STATED EXERCISE ->
Which lines hold the word "index"? Copy each of them.

DATASET EXTRACT ->
------------------------------

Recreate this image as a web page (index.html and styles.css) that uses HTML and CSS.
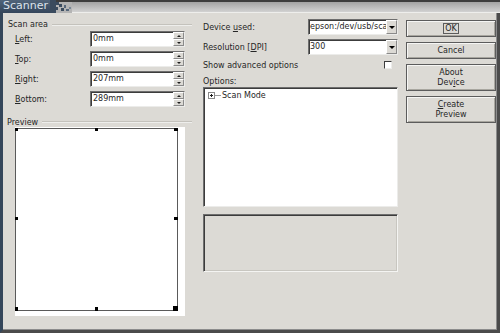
FILE: index.html
```html
<!DOCTYPE html>
<html lang="en">

<head>
  <meta charset="UTF-8">
  <meta name="viewport" content="width=device-width, initial-scale=1.0">
  <title>Scanner</title>
  <link rel="stylesheet" href="styles.css">
</head>

<body>
  <div class="window">
    <div class="titlebar">
      <div class="title-tab">Scanner</div>
      <svg class="title-deco" width="22" height="13" viewBox="0 0 22 13">
        <rect x="0" y="0" width="22" height="13" fill="#b4b4b4" />
        <rect x="0" y="0" width="22" height="2" fill="#3c3c3c" />
        <rect x="0" y="0" width="6" height="13" fill="#3a4b5e" />
        <rect x="6" y="2" width="3" height="3" fill="#3a4b5e" />
        <rect x="6" y="7" width="2" height="3" fill="#3a4b5e" />
        <rect x="9" y="4" width="3" height="3" fill="#3a4b5e" />
        <rect x="11" y="8" width="3" height="3" fill="#3a4b5e" />
        <rect x="14" y="5" width="2" height="3" fill="#56677a" />
        <rect x="16" y="9" width="3" height="2" fill="#56677a" />
        <rect x="19" y="7" width="2" height="2" fill="#7a8896" />
      </svg>
      <div class="title-fill"></div>
    </div>

    <div class="frame">
      <div class="left-col">
        <div class="group-title"><span>Scan area</span></div>

        <div class="field-row first">
          <label><u>L</u>eft:</label>
          <div class="spin">
            <span class="spin-text">0mm</span>
            <span class="spin-btns"><i class="up"></i><i class="down"></i></span>
          </div>
        </div>
        <div class="field-row">
          <label><u>T</u>op:</label>
          <div class="spin">
            <span class="spin-text">0mm</span>
            <span class="spin-btns"><i class="up"></i><i class="down"></i></span>
          </div>
        </div>
        <div class="field-row">
          <label><u>R</u>ight:</label>
          <div class="spin">
            <span class="spin-text">207mm</span>
            <span class="spin-btns"><i class="up"></i><i class="down"></i></span>
          </div>
        </div>
        <div class="field-row">
          <label><u>B</u>ottom:</label>
          <div class="spin">
            <span class="spin-text">289mm</span>
            <span class="spin-btns"><i class="up"></i><i class="down"></i></span>
          </div>
        </div>

        <div class="group-title preview-title"><span>Preview</span></div>
        <div class="preview">
          <svg width="170" height="189" viewBox="0 0 170 189">
            <rect x="0" y="0" width="170" height="189" fill="#fff" />
            <rect x="0.5" y="1.5" width="162" height="182" fill="none" stroke="#5a5a5a" />
            <rect x="0" y="1" width="3" height="3" fill="#000" />
            <rect x="80" y="1" width="3" height="3" fill="#000" />
            <rect x="159" y="1" width="4" height="3" fill="#000" />
            <rect x="0" y="90" width="3" height="3" fill="#000" />
            <rect x="159" y="90" width="4" height="3" fill="#000" />
            <rect x="0" y="180" width="3" height="4" fill="#000" />
            <rect x="80" y="180" width="3" height="4" fill="#000" />
            <rect x="158" y="179" width="5" height="5" fill="#000" />
          </svg>
        </div>
      </div>

      <div class="mid-col">
        <div class="mid-row">
          <span>Device <u>u</u>sed:</span>
          <div class="combo">
            <span class="combo-text">epson:/dev/usb/sca</span>
            <span class="combo-btn"></span>
          </div>
        </div>
        <div class="mid-row second">
          <span>Resolution [<u>D</u>PI]</span>
          <div class="combo">
            <span class="combo-text">300</span>
            <span class="combo-btn"></span>
          </div>
        </div>
        <div class="mid-row check-row">
          <span>Show advanced options</span>
          <span class="checkbox"></span>
        </div>
        <div class="options-label">Options:</div>
        <div class="listbox">
          <div class="tree-item">
            <span class="expander"></span>
            <span class="tree-line"></span>
            <span>Scan Mode</span>
          </div>
        </div>
        <div class="info-frame"></div>
      </div>

      <div class="btn-col">
        <button class="btn ok"><span class="focus">OK</span></button>
        <button class="btn">Cancel</button>
        <button class="btn tall">About<br>Dev<u>i</u>ce</button>
        <button class="btn tall"><u>C</u>reate<br>Preview</button>
      </div>
    </div>
  </div>
</body>

</html>
```

FILE: styles.css
```css
body {
  margin: 0;
  font-family: 'DejaVu Sans', sans-serif;
  font-size: 8px;
  color: #262626;
  background-color: #dcdad5;
}

.window {
  width: 500px;
  height: 333px;
  display: flex;
  flex-direction: column;
  overflow: hidden;
}

/* title bar */
.titlebar {
  height: 13px;
  display: flex;
  flex-shrink: 0;
}

.title-tab {
  width: 47px;
  padding-left: 3px;
  font-size: 11px;
  line-height: 12px;
  color: #dbe3ec;
  background: linear-gradient(#50647a, #34455a);
}

.title-deco {
  display: block;
}

.title-fill {
  flex: 1;
  background: linear-gradient(#3c3c3c 0, #3c3c3c 2px, #a2a2a2 2px, #d2d2d2 12px, #eeeeec 12px);
}

/* window body */
.frame {
  flex: 1;
  display: flex;
  border-left: 3px solid #34465a;
  border-right: 3px solid #4b4b4b;
  border-bottom: 3px solid #4b4b4b;
  box-shadow: inset -1px -1px #8c8c8c;
  padding: 6px 1px 0 4px;
}

.left-col {
  width: 188px;
  display: flex;
  flex-direction: column;
}

.group-title {
  display: flex;
  align-items: center;
  height: 11px;
  padding-left: 1px;
}

.group-title::after {
  content: "";
  flex: 1;
  height: 1px;
  margin: 0 3px 0 4px;
  background: #c4c2bc;
  border-bottom: 1px solid #eeeeec;
}

.field-row {
  display: flex;
  align-items: center;
  height: 16px;
  margin-top: 4px;
  padding-left: 8px;
}

.field-row.first {
  margin-top: 1px;
}

.field-row label {
  width: 75px;
}

.spin {
  width: 95px;
  height: 16px;
  box-sizing: border-box;
  display: flex;
  background: #fff;
  border: 1px solid;
  border-color: #6e6e6e #ececea #ececea #6e6e6e;
  box-shadow: inset 1px 1px #3c3c3c;
}

.spin-text {
  flex: 1;
  padding-left: 2px;
  line-height: 14px;
}

.spin-btns {
  width: 11px;
  display: flex;
  flex-direction: column;
  background: #dcdad5;
}

.spin-btns i {
  flex: 1;
  display: flex;
  align-items: center;
  justify-content: center;
  border: 1px solid;
  border-color: #fff #8a8a8a #8a8a8a #fff;
}

.spin-btns .up::after,
.spin-btns .down::after {
  content: "";
  border-left: 2px solid transparent;
  border-right: 2px solid transparent;
}

.spin-btns .up::after {
  border-bottom: 2px solid #1c1c1c;
}

.spin-btns .down::after {
  border-top: 2px solid #1c1c1c;
}

.preview-title {
  margin-top: 10px;
  padding-left: 0;
  height: 10px;
}

.preview {
  margin-left: 8px;
  height: 189px;
}

.preview svg {
  display: block;
}

/* middle column */
.mid-col {
  width: 195px;
  margin-left: 8px;
  display: flex;
  flex-direction: column;
}

.mid-row {
  display: flex;
  align-items: center;
  justify-content: space-between;
  height: 16px;
}

.mid-row.second {
  margin-top: 4px;
}

.check-row {
  margin-top: 3px;
  height: 14px;
}

.combo {
  width: 90px;
  height: 16px;
  box-sizing: border-box;
  display: flex;
  background: #fff;
  border: 1px solid;
  border-color: #6e6e6e #ececea #ececea #6e6e6e;
  box-shadow: inset 1px 1px #3c3c3c;
}

.combo-text {
  flex: 1;
  padding-left: 1px;
  line-height: 14px;
  white-space: nowrap;
  overflow: hidden;
}

.combo-btn {
  width: 11px;
  flex-shrink: 0;
  display: flex;
  align-items: center;
  justify-content: center;
  background: #dcdad5;
  border: 1px solid;
  border-color: #fff #8a8a8a #8a8a8a #fff;
  box-sizing: border-box;
}

.combo-btn::after {
  content: "";
  border-left: 3px solid transparent;
  border-right: 3px solid transparent;
  border-top: 3px solid #000;
}

.checkbox {
  width: 8px;
  height: 8px;
  box-sizing: border-box;
  margin-right: 6px;
  background: #fff;
  border: 1px solid;
  border-color: #3c3c3c #ececea #ececea #3c3c3c;
}

.options-label {
  height: 11px;
  line-height: 11px;
  margin-top: 4px;
}

.listbox {
  height: 120px;
  box-sizing: border-box;
  background: #fff;
  border: 1px solid;
  border-color: #6e6e6e #ececea #ececea #6e6e6e;
  box-shadow: inset 1px 1px #3c3c3c;
  padding: 2px 0 0 4px;
}

.tree-item {
  display: flex;
  align-items: center;
  height: 10px;
}

.expander {
  width: 5px;
  height: 5px;
  border: 1px solid #8a8a8a;
  position: relative;
  background: #fff;
}

.expander::before,
.expander::after {
  content: "";
  position: absolute;
  background: #1c1c1c;
}

.expander::before {
  left: 1px;
  top: 2px;
  width: 3px;
  height: 1px;
}

.expander::after {
  left: 2px;
  top: 1px;
  width: 1px;
  height: 3px;
}

.tree-line {
  width: 6px;
  height: 0;
  border-top: 1px solid #9a9a9a;
  margin-right: 1px;
}

.info-frame {
  margin-top: 7px;
  height: 58px;
  box-sizing: border-box;
  border: 1px solid;
  border-color: #6e6e6e #f4f4f2 #f4f4f2 #6e6e6e;
  box-shadow: inset 1px 1px #3c3c3c, inset -1px -1px #c8c6c0;
}

/* buttons */
.btn-col {
  width: 90px;
  margin-left: 8px;
  display: flex;
  flex-direction: column;
  gap: 5px;
  padding-top: 1px;
}

.btn {
  height: 17px;
  padding: 0;
  font-family: 'DejaVu Sans', sans-serif;
  font-size: 8px;
  color: #262626;
  background: #dcdad5;
  border: 1px solid #5c5c5c;
  box-shadow: inset 1px 1px #f6f6f4, inset -1px -1px #a8a69f;
  line-height: 10px;
}

.btn.tall {
  height: 27px;
}

.focus {
  border: 1px solid #5c5c5c;
  padding: 0 1px;
}
```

------------------------------

TASK SOLUTION ->
Recreate this image as a web page (index.html and styles.css) that uses HTML and CSS.
FILE: index.html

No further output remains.